Kıraatin olduğu lafız mutlaka anlaşılırdır denilir ise bu doğrudur. Fakat her kıraatte bir anlama vardır, denilir ise işte bu çok tutarlı değildir. Çünkü insanlar, Kuran'ın manasını bilmeden harflerini bir araya getirerek, Kuran'ın kelimelerini ve kelamını ezberleyip veya ezberlemeden okudukları zaman; biz bu kimselere kari ve ya kurra diyoruz. Her kari, okuduğunun manasını bilemeyebilir. Buna rağmen biz, o kimse için kurra ve kari diyoruz. Kıraaat için manasını bilmek şart değil, lafzını bilmek veya hafızada tutmak şarttır. Bundan dolayı kıraat; esasta lafzı okumaktır, manayı değil. Eğer hem lafızı hem de manası okunur ise bu hem kıraat, hem de tertil olmuş olur.
2)Tertil
Bazı şeyleri görünür şekilde, en uygun düzen içinde ve acele etmeden bir araya getirmek anlamına gelir. ( Lisanul Arap) Bir metnin okunuşu ile ilgili olarak kullanıldığında ise anlamını düşünce süzgecinden geçirmek, sakin ve ölçülü bir okumayı anlatır. Tertil; mana, kıraat lafız, tilavet ise maksada atıftır.
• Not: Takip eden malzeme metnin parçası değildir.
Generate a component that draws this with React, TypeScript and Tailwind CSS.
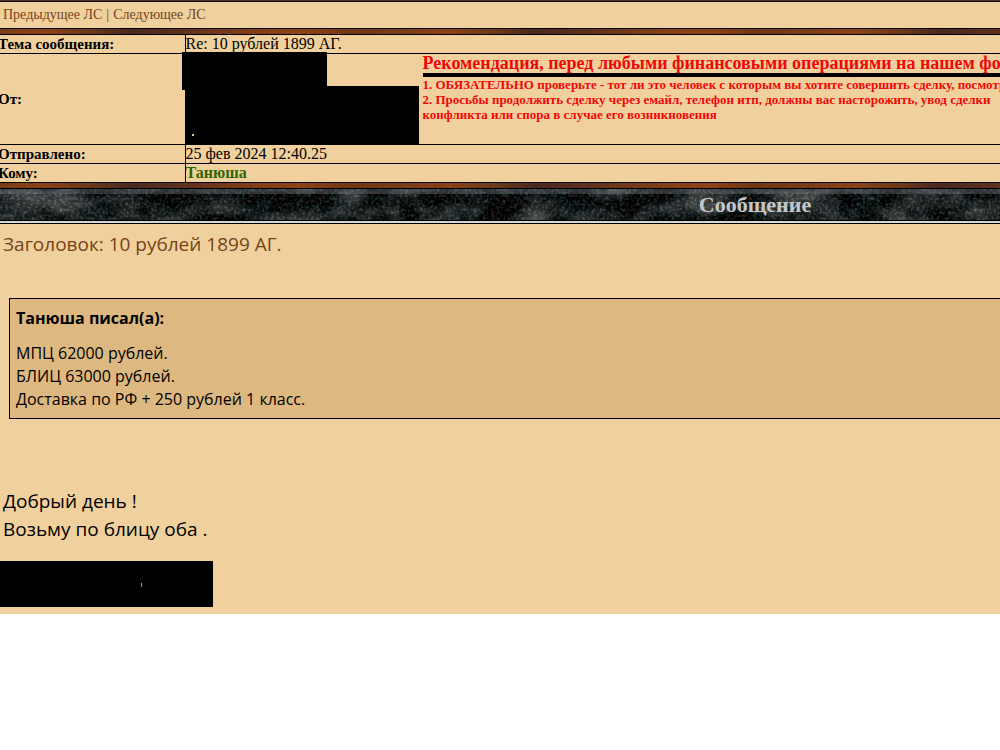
import React from 'react';

const serif = "font-['Liberation_Serif',serif]";

const StoneTexture = () => (
  <svg className="absolute inset-0 h-full w-full" aria-hidden="true">
    <defs>
      <filter id="stone" x="0" y="0" width="100%" height="100%" colorInterpolationFilters="sRGB">
        <feTurbulence type="fractalNoise" baseFrequency="0.025 0.04" numOctaves="3" seed="8" />
        <feColorMatrix values="0.6 0.2 0 0 -0.33  0.55 0.2 0 0 -0.28  0.55 0.22 0 0 -0.29  0 0 0 0 1" result="patches" />
        <feTurbulence type="fractalNoise" baseFrequency="0.35" numOctaves="2" seed="3" />
        <feColorMatrix values="0.5 0 0 0 -0.22  0.5 0 0 0 -0.22  0.5 0 0 0 -0.22  0 0 0 0 1" result="grain" />
        <feComposite in="patches" in2="grain" operator="arithmetic" k2="1" k3="1" />
      </filter>
    </defs>
    <rect width="100%" height="100%" fill="#172020" />
    <rect width="100%" height="100%" filter="url(#stone)" />
    <rect width="100%" height="5" fill="#808890" fillOpacity="0.35" />
  </svg>
);

const WoodStrip = ({ className }: { className: string }) => (
  <div
    className={`border-b border-black bg-[repeating-linear-gradient(92deg,#7c3c18,#8a4217_45px,#6b3919_90px,#49291f_130px,#5c301c_180px,#7c3c18_240px,#8f4314_300px,#713615_350px,#7c3c18_405px)] ${className}`}
  />
);

const Row = ({ label, children }: { label: string; children: React.ReactNode }) => (
  <tr className="border-b border-black">
    <th scope="row" className="w-[185px] border-r border-black p-0 text-left text-[15px] font-bold">
      <span className="-ml-0.5">{label}</span>
    </th>
    <td className="relative p-0 align-top">{children}</td>
  </tr>
);

const Warning = () => (
  <div className="ml-[237px] whitespace-nowrap font-bold text-[#f00808]">
    <p className="border-b-4 border-black text-[18px] leading-[19px]">
      Рекомендация, перед любыми финансовыми операциями на нашем форуме
    </p>
    <p className="text-[13px] leading-[15px]">
      1. ОБЯЗАТЕЛЬНО проверьте - тот ли это человек с которым вы хотите совершить сделку, посмотрите
      <br />
      2. Просьбы продолжить сделку через емайл, телефон итп, должны вас насторожить, увод сделки
      <br />
      конфликта или спора в случае его возникновения
    </p>
  </div>
);

export default function App() {
  return (
    <div className="min-h-screen overflow-x-hidden bg-white">
      {/* the message table is wider than the window */}
      <main className={`w-[151%] bg-[#f0d19e] text-black ${serif}`}>
        <div className="h-0.5 border-b border-black bg-[#5a321c]" />
        <nav className="flex h-[26px] items-center gap-1 px-[3px] pb-0.5 text-[14px] text-[#754319]">
          <a href="#prev">Предыдущее ЛС</a>
          <span>|</span>
          <a href="#next">Следующее ЛС</a>
        </nav>
        <WoodStrip className="h-[7px] border-t" />

        <table className="w-full border-collapse text-[16px] leading-[18px]">
          <tbody>
            <Row label="Тема сообщения:">Re: 10 рублей 1899 АГ.</Row>
            <Row label="От:">
              <div className="h-[90px]">
                <div className="absolute -left-1 -top-0.5 h-[38px] w-[145px] bg-black" />
                <div className="absolute bottom-0 left-0 h-[58px] w-[233px] bg-black">
                  <span className="absolute bottom-2 left-1.5 h-0.5 w-0.5 bg-[#d9c79c]" />
                </div>
                <Warning />
              </div>
            </Row>
            <Row label="Отправлено:">25 фев 2024 12:40.25</Row>
            <Row label="Кому:">
              <a href="#profile" className="font-bold text-[#356500]">Танюша</a>
            </Row>
          </tbody>
        </table>
        <WoodStrip className="h-[6px]" />

        <header className="relative h-[31px] overflow-hidden bg-[#172020]">
          <StoneTexture />
          <h1 className="relative text-center text-[22px] font-bold leading-[31px] text-[#c4c8cc]">Сообщение</h1>
        </header>
        <div className="h-1 border-y border-black bg-[#d5d8d8]" />

        <article className="px-[3px] pb-[7px] font-['Open_Sans',sans-serif]">
          <h2 className="pt-1.5 text-[19px] leading-7 text-[#754319]">Заголовок: 10 рублей 1899 АГ.</h2>
          <blockquote className="mx-1.5 mt-10 border border-black bg-[#ddb981] px-1.5 pb-[7px] pt-2 text-[16px] leading-[23px]">
            <p className="mb-3 font-bold">Танюша писал(а):</p>
            <p>МПЦ 62000 рублей.</p>
            <p>БЛИЦ 63000 рублей.</p>
            <p>Доставка по РФ + 250 рублей 1 класс.</p>
          </blockquote>
          <p className="mt-[68px] text-[19px] leading-7">
            Добрый день !
            <br />
            Возьму по блицу оба .
          </p>
          <div className="relative -ml-[3px] mt-[18px] h-[46px] w-[213px] bg-black">
            <span className="absolute left-[141px] top-[22px] h-1 w-px bg-[#b9a17a]" />
          </div>
        </article>
      </main>
    </div>
  );
}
Mutlak manada anlamının içinde bulunduğu okuma şekline tertil, denir. Her tertil, kıraattir; fakat her kıraat tertil olmaya bilir. Kıraat için lafız, tertil için anlam, tilavet için ise yaşam şarttır.
3) Tilavet
Bir şeyi aralarına, kendinden olmayanı almaksızın, birinin diğerini takip etmesi anlamına gelen tilavet; Kuran'a atfedildiğinde iki manaya ihtimal taşır. 1) Hükümde tilavet 2)Kıraatte tilavet Fakat biz bunlar içerisinde Kuran'da sıkça bahsedilenin birincisi olduğunu görüyoruz. Çünkü Kuran'ı tilavet etmek farzdır. إِنَّ الَّذِي فَرَضَعَلَيْكَ الْقُرْآَنَ لَرَادُّكَ إِلَى مَعَادٍ" Kuran'ı sana farz kılan Allah, elbette seni döneceğin yere döndürecektir." Bu ayette farz kılınan Kuran'ın lafzı mı, manası mı, yoksa Kuran'ın hayata taşınması yani hükmünü tilavet mi? Bu fakir kardeşinizin, delillerden edindiği ilme göre buradaki farziyyet; Kuran'ın hükmü, tilaveti olduğudur. Yine başka bir ayette; أُمِرْتُ أَنْ أَكُونَ مِنَ الْمُسْلِمِينَ وَأَنْ أَتْلُوَالْقُرْآَنَ " Ben, Kuran'ı tilavet etmek ile emrolundum." Emrin, Kuran'ı yaşamaya yönelik bir emir olduğu anlaşılmaktadır. Eğer lafzı tilavet olmuş olsa idi o zaman, herkesin Kuran'ı yüzüne okuması farz olurdu. Fakat farz olan; lafzı tilavet değil, manayı hayata aktarmaktır. Zaten bu ayetin ilk muhatabı peygamberdir. Peygamberimizin ise okuma yazması olmadığından, Kuran'ı yüzüne okuma emrini, yani lafzı tilaveti nasıl gerçekleştirebilir ki? Peygamberin de Kuran'da emredilen bir şeyi yapmaması mümkün değildir. Ya Peygamberimize okuma yazması vardı diyeceğiz ve Kuran'ın ilk muhatabı peygambere farz kılınan, lafzı tilaveti herkese farz kılacağız ya da ayetin hükmünü peygamberimize hasredip; lafzı tilavet Peygamber'e farz, diğer vahyin muhataplarına sünnettir demek zorunda kalacağız ki bu da bizim takip ve tasvip ettiğimiz bir yol değildir. Çünkü herkes, vahyin muhatabıdır. Bundan dolayı Kuran'ı tilavet etmek, herkese farz ise bu lafzı tilavet değil, hükmü tilavet etmektir. Rağıp El İsfihani: '' Kuran'ı tilavet etmenin, onun içindeki emir ve nehiylere; teşvik ve korkutmalara ya da böyle olduğu düşünülen şeylere imtisal etmek ve Allah'ın nazil olan kitaplarına uymak, onları takip etmekti.'' diyor. Bundan dolayı her tilavet, bir kıraattir; fakat her kıraat, bir tilavet değildir.